La N-VA prête à agiter d'autres dossiers
A tel point que la N-VA, qui sait humer l’opinion publique,
a fait mine d’entrouvrir la porte à une taxation du capital. Mais à ses
conditions puisque le CD&V semble avoir choisi de relayer l’opposition de
la démocratie chrétienne. Et puisque ce n’est pas dans la Bible
gouvernementale, a dit en substance Hendrik Vuye, professeur de Droit
Constitutionnel à Namur et désormais malin chef de groupe N-VA à la Chambre,
“il faudra alors reparler d’autres dossiers”
Entendez, pour qui se souvient des négociations
gouvernementales, réouvrir par exemple le dossier de la limitation des allocations
de chômage dans le temps.
Ce qui, avec 128.000 syndicalistes dans la rue et les
nouvelles grèves tournantes provinciales, est donc impensable: le CD&V ne
fera pas plus aujourd’hui une telle concession qu’hier.
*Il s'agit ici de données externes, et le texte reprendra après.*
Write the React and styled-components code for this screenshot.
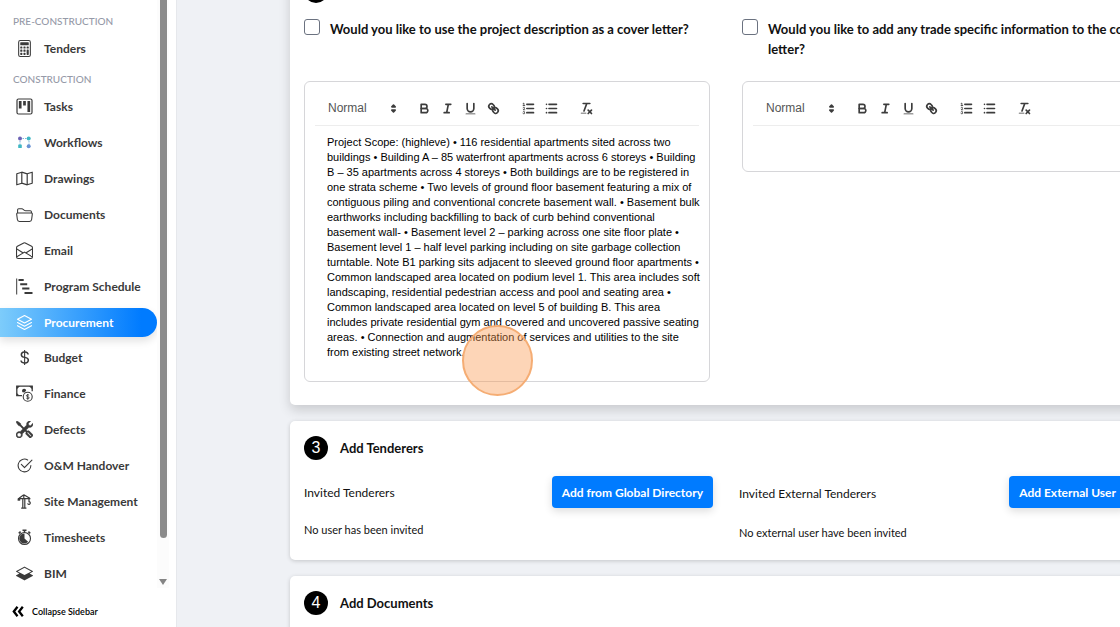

Le terrain de la perception vient donc d’être sensiblement
modifié: si les attaques de l’opposition confortent plutôt l’entente entre
leaders MR et N-VA, le Cd&V, lui, a opté pour la stratégie du contrepoids
social dans un gouvernement de centre –droit. Wouter Beke n’entend nullement
retirer la prise mais n’en valide pas moins une partie des critiques des partis
de gauche.
Stratégie de com’ complexe: l’électorat flamand est
volatile. Et vendre de concert une “message de majorité” et un “message de
quasi-opposition” est chose périlleuse.
Le surpoids de la N-VA
Bref, même si on ne sait pas trop bien à quoi le CD&V
joue, ce n’est pas idéal pour l’image du gouvernement #Michel1. Qui a déjà bien
du mal à tenter de faire oublier, chez les wallons et les bruxellois, non pas
la participation de la N-VA au gouvernement, mais bien le surpoids surprenant
des nationalistes dans la coalition.
Si, versus francophone, la communication du PS doit prendre
garde à n’être pas “revancharde”, celle du MR se devrait à être moins
“discriminante”. Car si des dérapages en série – les chiffres de Jacqueline
Galant, le nucléaire de Marghem- peuvent certes ternir une marque (c’est ce qui
s’est produit chez Abercrombie) il n’est rien de pire, en communication, que le
ton d’exclusion.
“Il faudrait que quelqu’un se fasse lifter, dispose de
deux voitures diesel, fume trois paquets par jour et boive deux bouteilles de cognac pour que les fins de mois
soient plus pénibles” a lancé ainsi l’autre
jour le ministre #MR Hervé Jamar.
C’est le quotidien financier De Tijd, peu suspect d’être gauchisant, qui relevait l’autre
jour que le gouvernement #Michel était dangereusement en passe de n‘être plus
vu que “comme une coalition défendant seulement les riches” et plus seulement “de
kleine man” ( M. Tout-le-Monde, le “petit”)
De fait, il ne faut jamais, en politique, enfermer le
ressenti des gens dans des cases.
Car c’est
précisément pour ce genre d’erreur que le boss d’Abercrombie & Fitch
doit désormais aller se rhabiller.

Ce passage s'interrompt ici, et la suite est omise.